Hebrews 11:13-16, NIV1984

About the time that we breathe a sigh of relief that we can walk to the mailbox without leaves crunching underfoot, the next assault starts: the pollen.

Live oaks drop pollen in clusters attached to little threads. We used to call them pollen caterpillars. My grandmother calls them threads. When they are fresh, the pollen clusters bathe everything (jackets, dogs, cars, mailboxes, joggers) in sticky yellow-green dust. Then the clusters turn brown as in the photo above. This lasts another month before it's all completely cleared from roof, lawn, and garden bed.

The pollen storm is not my favorite thing. I have tried to combat it by frequent shaking off of the doormats. I have even resorted to spreading oversized swim towels just inside the doors to capture some of the mess off paws and shoes before it gets ground into the carpet. One day as I was muttering to myself about the extra work, the Lord tapped me on the shoulder with the memory of more than one blog read this spring about trees that had died in the severe drought and heat last year. Big, mature trees older than the houses on the property had perished. Acres burned in the wildfires. Our neighbors lost a tall tree from their backyard, and the chainsaws droned like bagpipes at a funeral all that day.

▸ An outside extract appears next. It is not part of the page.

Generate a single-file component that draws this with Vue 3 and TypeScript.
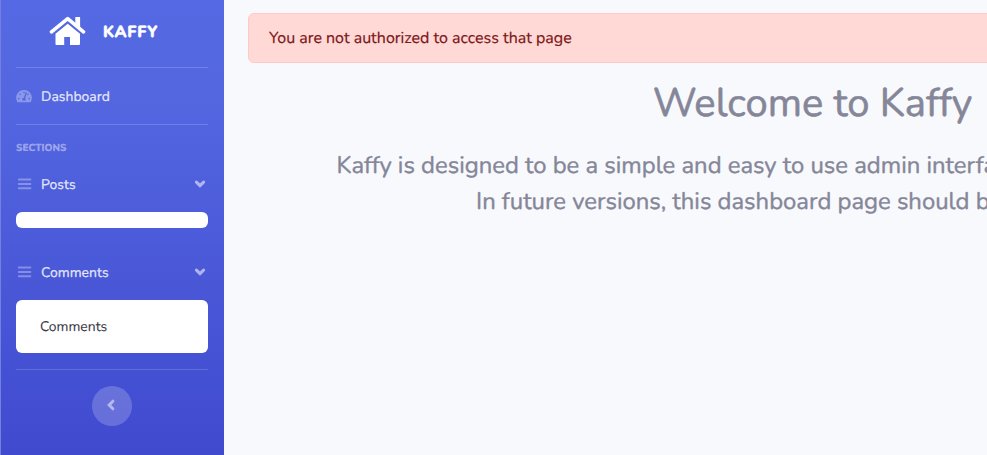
<script setup lang="ts">
interface Section {
  name: string
  items: string[]
}

const sections: Section[] = [
  { name: 'Posts', items: [] },
  { name: 'Comments', items: ['Comments'] },
]
</script>

<template>
  <div class="layout">
    <nav class="sidebar">
      <a class="brand">
        <svg class="brand-icon" viewBox="0 0 38 30">
          <path d="M2.5 15.8 18.7 2.6l15.8 13.2" fill="none" stroke="#fff" stroke-width="3.6" stroke-linecap="round" stroke-linejoin="round" />
          <path d="M26.3 1h4.8v11.5l-4.8-4z" fill="#fff" />
          <path d="M6.5 17.7 18.7 7.8l12.3 9.9V28q0 1-1 1h-9V21h-5.8v8H7.5q-1 0-1-1z" fill="#fff" />
        </svg>
        <span class="brand-text">KAFFY</span>
      </a>
      <hr class="divider" />
      <a class="nav-link dashboard">
        <svg class="gauge" viewBox="0 0 576 512">
          <path fill="currentColor" d="M288 32C128.94 32 0 160.94 0 320c0 52.8 14.25 102.26 39.06 144.8 5.61 9.62 16.3 15.2 27.44 15.2h443c11.14 0 21.83-5.58 27.44-15.2C561.75 422.26 576 372.8 576 320c0-159.06-128.94-288-288-288zm0 64c14.71 0 26.58 10.13 30.32 23.65-1.11 2.26-2.64 4.23-3.45 6.67l-9.22 27.67c-5.13 3.49-10.97 6.01-17.64 6.01-17.67 0-32-14.33-32-32S270.33 96 288 96zM96 384c-17.67 0-32-14.33-32-32s14.33-32 32-32 32 14.33 32 32-14.33 32-32 32zm48-160c-17.67 0-32-14.33-32-32s14.33-32 32-32 32 14.33 32 32-14.33 32-32 32zm246.77-72.41l-61.33 184C343.13 347.33 352 364.54 352 384c0 11.72-3.38 22.55-8.88 32H232.88c-5.5-9.45-8.88-20.28-8.88-32 0-33.94 26.5-61.43 59.9-63.59l61.34-184.01c4.17-12.56 17.73-19.45 30.36-15.17 12.57 4.19 19.35 17.79 15.17 30.36zm14.66 57.2l15.52-46.55c3.47-1.29 7.13-2.23 11.05-2.23 17.67 0 32 14.33 32 32s-14.33 32-32 32c-11.38-.01-20.89-6.28-26.57-15.22zM480 384c-17.67 0-32-14.33-32-32s14.33-32 32-32 32 14.33 32 32-14.33 32-32 32z" />
        </svg>
        <span>Dashboard</span>
      </a>
      <hr class="divider" />
      <div class="heading"><span>SECTIONS</span></div>
      <div v-for="section in sections" :key="section.name" class="section">
        <a class="nav-link">
          <svg class="bars" viewBox="0 0 16 14">
            <path d="M2.8 2.5h11.6M2.8 7h11.6M2.8 11.3h11.6" stroke="currentColor" stroke-width="1.9" stroke-linecap="round" />
          </svg>
          <span>{{ section.name }}</span>
          <svg class="caret" viewBox="0 0 12 10">
            <path d="M2.4 3.1 6 6.6l3.6-3.5" fill="none" stroke="currentColor" stroke-width="3.1" stroke-linecap="round" stroke-linejoin="miter" />
          </svg>
        </a>
        <div class="submenu">
          <a v-for="item in section.items" :key="item" class="submenu-item">{{ item }}</a>
        </div>
      </div>
      <hr class="divider" />
      <button class="toggle" type="button" aria-label="Toggle sidebar">
        <svg class="toggle-icon" viewBox="0 0 10 12">
          <path d="M6.9 2.2 3.2 6l3.7 3.8" fill="none" stroke="currentColor" stroke-width="3" stroke-linecap="round" />
        </svg>
      </button>
    </nav>
    <main class="content">
      <div class="alert"><span>You are not authorized to access that page</span></div>
      <h1 class="title">Welcome to Kaffy</h1>
      <p class="lead lead-first">Kaffy is designed to be a simple and easy to use admin interface</p>
      <p class="lead lead-second">In future versions, this dashboard page should be</p>
    </main>
  </div>
</template>

<style>
body {
  margin: 0;
  overflow: hidden;
}
</style>

<style scoped>
.layout {
  display: flex;
  width: 100vw;
  height: 100vh;
  overflow: hidden;
  background: #f8f9fd;
  color: #858698;
  font-family: Nunito, Lato, "Open Sans", sans-serif;
  text-rendering: geometricPrecision;
  -webkit-text-stroke: 0.2px currentColor;
}
.sidebar {
  box-sizing: border-box;
  flex: 0 0 224px;
  height: 100vh;
  padding: 0 16px 0 15px;
  border-left: 1px solid #7380e2;
  background: linear-gradient(180deg, #5469e3 0%, #5467e1 20%, #404acf 100%);
  display: flex;
  flex-direction: column;
}
.brand {
  height: 67px;
  box-sizing: border-box;
  padding: 16px 0 0 33px;
  display: flex;
  align-items: flex-start;
  color: #fff;
}
.brand-icon {
  width: 38px;
  height: 30px;
}
.brand-text {
  margin-left: 16px;
  line-height: 32px;
  font-size: 16px;
  font-weight: 800;
  letter-spacing: 0.8px;
  -webkit-text-stroke-width: 0.5px;
}
.divider {
  flex: none;
  width: 100%;
  height: 1px;
  margin: 0;
  border: 0;
  background: rgba(255, 255, 255, 0.17);
}
.nav-link {
  display: flex;
  align-items: center;
  height: 56px;
  color: rgba(255, 255, 255, 0.8);
  font-size: 13.9px;
  font-weight: 500;
}
.nav-link span {
  margin-left: 9px;
}
.gauge,
.bars {
  width: 16px;
  height: 14px;
  color: rgba(255, 255, 255, 0.32);
}
.caret {
  width: 12px;
  height: 10px;
  margin-left: auto;
  margin-right: 2px;
  color: rgba(255, 255, 255, 0.55);
}
.heading {
  height: 31px;
  line-height: 46px;
  color: rgba(255, 255, 255, 0.42);
  font-size: 10px;
  font-weight: 800;
}
.submenu {
  margin-bottom: 16px;
  padding: 8px 0;
  border-radius: 6px;
  background: #fff;
}
.submenu-item {
  display: block;
  height: 37px;
  line-height: 37px;
  padding: 0 24px;
  color: #3a3b45;
  font-size: 13.9px;
  -webkit-text-stroke-width: 0.1px;
}
.toggle {
  width: 40px;
  height: 40px;
  margin: 16px auto 0;
  padding: 0 2px 2px 0;
  border: 0;
  border-radius: 50%;
  background: rgba(255, 255, 255, 0.2);
  color: rgba(255, 255, 255, 0.5);
  display: flex;
  align-items: center;
  justify-content: center;
}
.toggle-icon {
  width: 10px;
  height: 12px;
}
.content {
  flex: 1;
  min-width: 0;
  overflow: hidden;
  padding: 13px 0 0 24px;
}
.alert {
  box-sizing: border-box;
  width: 1128px;
  height: 50px;
  padding: 0 20px;
  border: 1px solid #ffc9c6;
  border-radius: 6px;
  background: #ffd9d6;
  color: #7e1518;
  font-size: 16px;
  line-height: 48px;
}
.title {
  width: 1129px;
  margin: 17px 0 0;
  text-align: center;
  font-size: 40px;
  font-weight: 400;
  line-height: 48px;
  -webkit-text-stroke-width: 0.6px;
}
.lead {
  margin: 0;
  white-space: nowrap;
  font-size: 23.88px;
  line-height: 36px;
  -webkit-text-stroke-width: 0.4px;
}
.lead-first {
  margin-top: 20px;
  padding-left: 88.5px;
}
.lead-second {
  padding-left: 228px;
}
</style>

I realized in that moment that the leaf and pollen mess was one more sacrifice of thanksgiving. The mess meant our tree had survived the fiercest drought of its life to shield us for another summer. The blanket of debris I was fighting was a blanket of growth and new life.

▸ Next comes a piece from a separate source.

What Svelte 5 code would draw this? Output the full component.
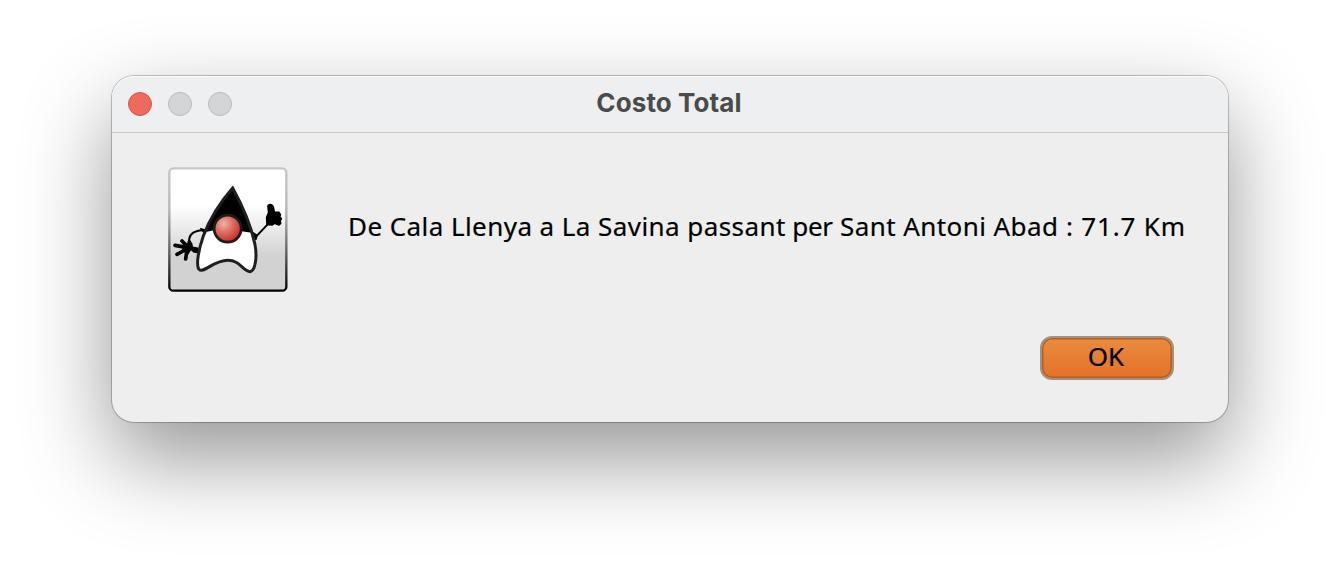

These were all commended for their faith, yet none of them received what had been promised. God had planned something better for us so that only together with us would they be made perfect.
Hebrews 11:39-40, NIV1984

We live in an atmosphere of change at Wits' End these days.  Some of the transitions are pleasant; some are harder; most are messy in some form or fashion. My natural response is to grumble and complain about the changes and the disorder they bring. I like stability and routine and often  dig in my heels and throw a tantrum take an adversarial stance toward anything that disrupts that. (To keep things interesting, God gave me a missionary-kid husband whose very comfort zone is change. That's not intended as sarcasm but as an acknowledgement that I need balance which God has providentially given.)

Annual thinning of the branches, part one

As with the live oak, so it is with our life in this world. New life means change. Growth means change. Transformation requires change. Anyone with a new baby or puppy in the house or anyone in the process of a move, knows all too well that change often means mess and disorder for a while. Other times the mess is intangible but no less real: disrupted relationships, ingrained habits of thought or action which no longer suit. If I want to be conformed to the image of Christ, I must let His Spirit push off the habits of the old self and produce new fruit in me. If I want to live in Him, I must let go of all that is not of Him. If I want to bear abundant, lasting fruit in Him, He will prune away apparently good, healthy things which detract from His core purpose. If I want to follow Christ, I must change. And change is messy.

Change is also a gift. It corrects my tendency to seek security, a stable refuge, and permanence in the world I see. Such a desire is not bad in itself, just misdirected. A quote from Sheldon Vanauken inside my kitchen cabinets reminds me of this continuous need of redirection: "God gives many gifts, but never permanence. That we must seek in His arms."

The mess of change pulls out the crutches I'm tempted to lean on instead of the Everlasting God. Transition reminds me that "The eternal God is your refuge, and underneath are the everlasting arms" (Deut. 33:27). From everlasting to everlasting, He is God, and there is no other (Ps. 90:2). One of His names from the Hebrew Scriptures is El Olam, Everlasting God. Such a God is my sure safe place, my stability in an unstable world.


Therefore, since we are receiving a kingdom that cannot be shaken, 
let us be thankful, and so worship God acceptably with reverence and awe.
Hebrews 12:28, NIV1984


This God does intend for His people a kingdom that cannot be shaken, a better country, a heavenly one. Without the changes and transitions that persist in spite of my best efforts, I might think this is all there is. I might grow to like this lesser country so well I would forget the glory to come. Glory is coming, friends. The glory of that unshakable kingdom is just around the corner. Let's together tether our hopes to that certainty when the mess of new life threatens to get the better of us. Let us be thankful, and so worship God acceptably with reverence and awe.